Exercise objective – Each line containing the word "components" should be found and copied.

Data records –
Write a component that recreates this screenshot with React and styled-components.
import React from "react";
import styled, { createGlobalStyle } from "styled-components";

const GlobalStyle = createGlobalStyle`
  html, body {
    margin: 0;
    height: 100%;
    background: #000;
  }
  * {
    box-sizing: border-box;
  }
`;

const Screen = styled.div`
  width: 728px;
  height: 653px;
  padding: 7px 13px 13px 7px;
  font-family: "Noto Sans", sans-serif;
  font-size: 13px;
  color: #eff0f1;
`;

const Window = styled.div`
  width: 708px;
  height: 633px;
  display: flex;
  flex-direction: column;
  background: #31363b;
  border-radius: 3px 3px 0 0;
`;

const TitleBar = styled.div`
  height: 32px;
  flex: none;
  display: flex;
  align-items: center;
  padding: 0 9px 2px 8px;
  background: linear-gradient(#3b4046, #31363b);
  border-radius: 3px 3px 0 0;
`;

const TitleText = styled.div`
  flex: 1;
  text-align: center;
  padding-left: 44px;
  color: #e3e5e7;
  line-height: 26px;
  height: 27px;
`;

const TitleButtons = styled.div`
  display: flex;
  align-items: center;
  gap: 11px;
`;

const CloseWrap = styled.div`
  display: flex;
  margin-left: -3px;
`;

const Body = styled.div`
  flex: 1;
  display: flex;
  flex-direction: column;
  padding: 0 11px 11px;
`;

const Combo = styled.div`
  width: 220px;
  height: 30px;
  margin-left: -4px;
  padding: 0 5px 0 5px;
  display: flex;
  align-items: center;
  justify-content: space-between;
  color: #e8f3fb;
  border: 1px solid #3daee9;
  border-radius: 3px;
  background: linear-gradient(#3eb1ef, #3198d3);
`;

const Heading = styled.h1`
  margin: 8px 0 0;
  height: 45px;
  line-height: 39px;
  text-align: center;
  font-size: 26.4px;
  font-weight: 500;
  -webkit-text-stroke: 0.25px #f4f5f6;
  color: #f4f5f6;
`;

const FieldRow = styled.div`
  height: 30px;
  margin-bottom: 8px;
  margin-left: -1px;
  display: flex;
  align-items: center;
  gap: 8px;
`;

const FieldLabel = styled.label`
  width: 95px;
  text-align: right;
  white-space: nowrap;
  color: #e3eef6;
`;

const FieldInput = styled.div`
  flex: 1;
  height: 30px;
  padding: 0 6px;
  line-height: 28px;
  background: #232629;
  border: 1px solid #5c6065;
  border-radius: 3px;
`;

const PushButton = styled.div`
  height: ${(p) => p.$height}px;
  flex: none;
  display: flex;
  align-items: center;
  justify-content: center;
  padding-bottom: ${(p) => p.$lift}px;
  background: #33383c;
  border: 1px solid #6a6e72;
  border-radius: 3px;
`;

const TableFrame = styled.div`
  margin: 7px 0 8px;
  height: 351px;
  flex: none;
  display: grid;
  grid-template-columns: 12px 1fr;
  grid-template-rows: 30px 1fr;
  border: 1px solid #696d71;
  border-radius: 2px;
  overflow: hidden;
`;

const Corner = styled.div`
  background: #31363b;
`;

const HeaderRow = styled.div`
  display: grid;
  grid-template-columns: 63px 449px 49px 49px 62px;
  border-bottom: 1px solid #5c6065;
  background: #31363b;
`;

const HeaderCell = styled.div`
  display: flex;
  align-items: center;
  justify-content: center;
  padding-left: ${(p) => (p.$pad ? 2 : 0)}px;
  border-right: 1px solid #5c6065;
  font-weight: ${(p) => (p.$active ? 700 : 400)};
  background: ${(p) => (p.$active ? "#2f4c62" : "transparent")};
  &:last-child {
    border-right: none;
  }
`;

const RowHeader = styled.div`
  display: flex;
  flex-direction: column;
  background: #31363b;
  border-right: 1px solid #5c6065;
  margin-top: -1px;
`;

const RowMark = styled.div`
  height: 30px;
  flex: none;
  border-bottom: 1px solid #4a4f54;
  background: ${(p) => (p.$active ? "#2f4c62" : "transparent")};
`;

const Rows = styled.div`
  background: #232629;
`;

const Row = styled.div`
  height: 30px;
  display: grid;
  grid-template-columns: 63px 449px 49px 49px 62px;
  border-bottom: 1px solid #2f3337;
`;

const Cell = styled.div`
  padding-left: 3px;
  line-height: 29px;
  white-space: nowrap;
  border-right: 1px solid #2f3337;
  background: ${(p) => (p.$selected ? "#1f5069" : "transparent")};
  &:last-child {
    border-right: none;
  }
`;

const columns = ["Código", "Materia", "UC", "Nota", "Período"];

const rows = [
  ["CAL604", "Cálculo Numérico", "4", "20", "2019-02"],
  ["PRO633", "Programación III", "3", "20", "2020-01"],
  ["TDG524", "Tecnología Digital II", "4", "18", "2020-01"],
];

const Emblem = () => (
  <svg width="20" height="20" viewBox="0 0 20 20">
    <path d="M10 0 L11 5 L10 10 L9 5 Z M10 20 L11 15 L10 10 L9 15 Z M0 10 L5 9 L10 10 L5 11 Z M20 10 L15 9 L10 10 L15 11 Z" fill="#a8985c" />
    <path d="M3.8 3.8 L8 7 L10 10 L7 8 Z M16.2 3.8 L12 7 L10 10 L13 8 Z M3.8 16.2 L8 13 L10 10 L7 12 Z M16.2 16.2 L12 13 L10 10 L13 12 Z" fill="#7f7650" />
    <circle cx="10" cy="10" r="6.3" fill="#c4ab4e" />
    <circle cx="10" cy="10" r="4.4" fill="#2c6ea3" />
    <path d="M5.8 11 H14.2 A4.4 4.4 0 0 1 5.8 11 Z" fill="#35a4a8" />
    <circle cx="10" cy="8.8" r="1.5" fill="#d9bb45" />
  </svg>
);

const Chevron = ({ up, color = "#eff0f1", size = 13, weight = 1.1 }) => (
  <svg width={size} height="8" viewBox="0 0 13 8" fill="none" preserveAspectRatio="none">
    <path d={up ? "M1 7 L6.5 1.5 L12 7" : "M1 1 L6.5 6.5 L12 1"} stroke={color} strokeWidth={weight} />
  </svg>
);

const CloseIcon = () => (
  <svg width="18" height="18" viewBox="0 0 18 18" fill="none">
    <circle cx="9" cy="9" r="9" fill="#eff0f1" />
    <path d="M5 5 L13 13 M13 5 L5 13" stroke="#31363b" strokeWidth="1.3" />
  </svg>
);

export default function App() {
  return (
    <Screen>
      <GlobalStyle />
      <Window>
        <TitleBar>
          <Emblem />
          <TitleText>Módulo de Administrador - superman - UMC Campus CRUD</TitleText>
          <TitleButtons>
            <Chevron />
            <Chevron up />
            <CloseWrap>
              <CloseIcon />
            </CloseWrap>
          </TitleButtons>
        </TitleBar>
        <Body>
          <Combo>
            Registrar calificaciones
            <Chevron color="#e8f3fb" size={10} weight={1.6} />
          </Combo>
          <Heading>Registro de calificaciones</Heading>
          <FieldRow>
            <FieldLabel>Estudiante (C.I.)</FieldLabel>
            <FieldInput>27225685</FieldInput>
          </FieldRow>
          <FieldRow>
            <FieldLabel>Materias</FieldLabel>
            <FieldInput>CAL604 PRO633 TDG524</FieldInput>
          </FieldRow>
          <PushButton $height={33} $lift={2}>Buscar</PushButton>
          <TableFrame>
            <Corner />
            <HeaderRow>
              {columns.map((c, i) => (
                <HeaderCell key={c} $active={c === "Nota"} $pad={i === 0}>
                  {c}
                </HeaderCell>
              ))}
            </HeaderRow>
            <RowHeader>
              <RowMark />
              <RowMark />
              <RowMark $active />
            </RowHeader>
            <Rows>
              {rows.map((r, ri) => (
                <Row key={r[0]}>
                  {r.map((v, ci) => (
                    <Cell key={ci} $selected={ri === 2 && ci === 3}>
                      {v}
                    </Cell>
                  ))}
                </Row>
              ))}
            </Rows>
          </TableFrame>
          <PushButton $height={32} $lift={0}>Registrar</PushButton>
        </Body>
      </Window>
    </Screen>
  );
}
* * *
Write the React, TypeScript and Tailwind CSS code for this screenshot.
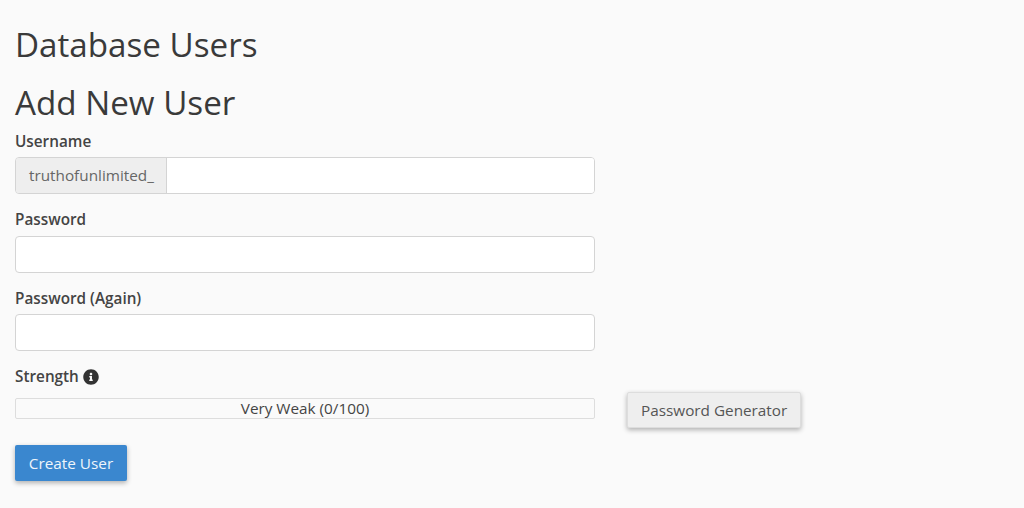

Correct response –
Write a component that recreates this screenshot with React and styled-components.
import styled, { createGlobalStyle } from "styled-components";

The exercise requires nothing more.